Christ refers to the sinner who “will not be forgiven, either in this age or in the age to come” (Matt. 12:32), suggesting that one can be freed after death of the consequences of one’s sins. Similarly, Paul tells us that, when we are judged, each man’s work will be tried. And what happens if a righteous man’s work fails the test? “He will suffer loss, though he himself will be saved, but only as through fire” (1 Cor 3:15). Now this loss, this penalty, can’t refer to consignment to hell, since no one is saved there; and heaven can’t be meant, since there is no suffering (“fire”) there. The Catholic doctrine of purgatory alone explains this passage.

Then, of course, there is the Bible’s approval of prayers for the dead: “In doing this he acted in a very excellent and noble way, inasmuch as he had the resurrection of the dead in view; for if he were not expecting the dead to rise again, it would have been useless and foolish to pray for them in death. But if he did this with a view to the splendid reward that awaits those who had gone to rest in godliness, it was a holy and pious thought. Thus he made atonement for the dead that they might be freed from this sin” (2 Macc. 12:43–45). Prayers are not needed by those in heaven, and no one can help those in hell. This verse so clearly illustrates the existence of purgatory that, at the time of the Reformation, Protestants had to cut the books of the Maccabees out of their Bibles in order to avoid accepting the doctrine.
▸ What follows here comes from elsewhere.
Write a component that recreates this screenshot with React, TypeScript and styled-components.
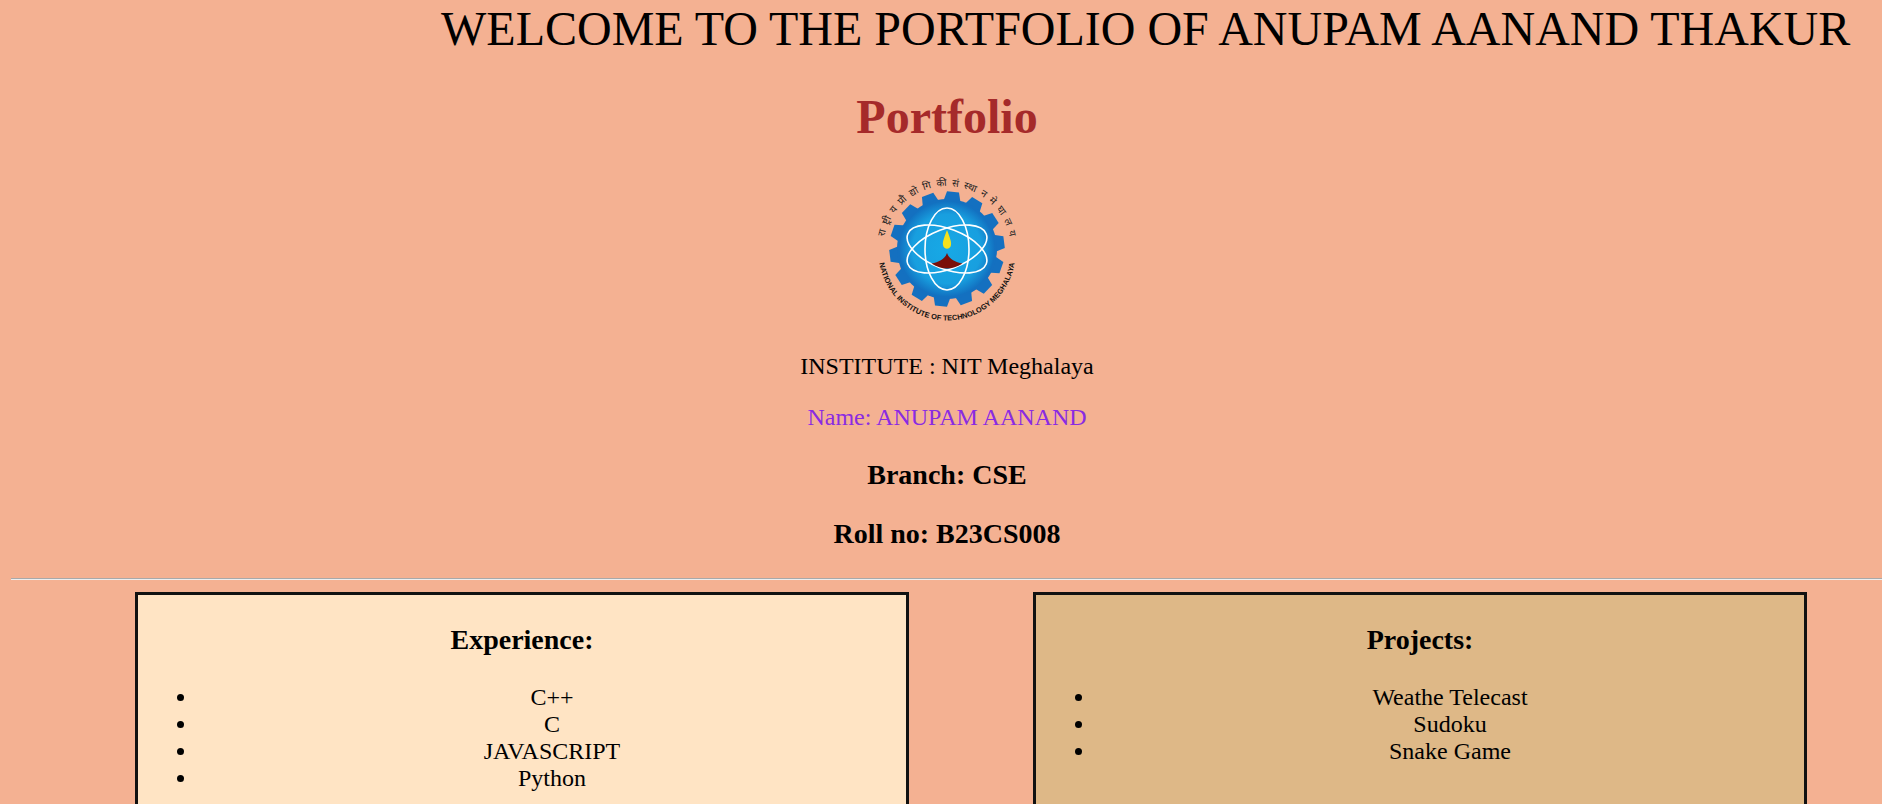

Prayers for the dead and the consequent doctrine of purgatory have been part of the true religion since before the time of Christ. Not only can we show it was practiced by the Jews of the time of the Maccabees, but it has even been retained by Orthodox Jews today, who recite a prayer known as the Mourner’s Kaddish for eleven months after the death of a loved one so that the loved one may be purified. It was not the Catholic Church that added the doctrine of purgatory. Rather, the Protestant churches rejected a doctrine that had always been believed by Jews and Christians.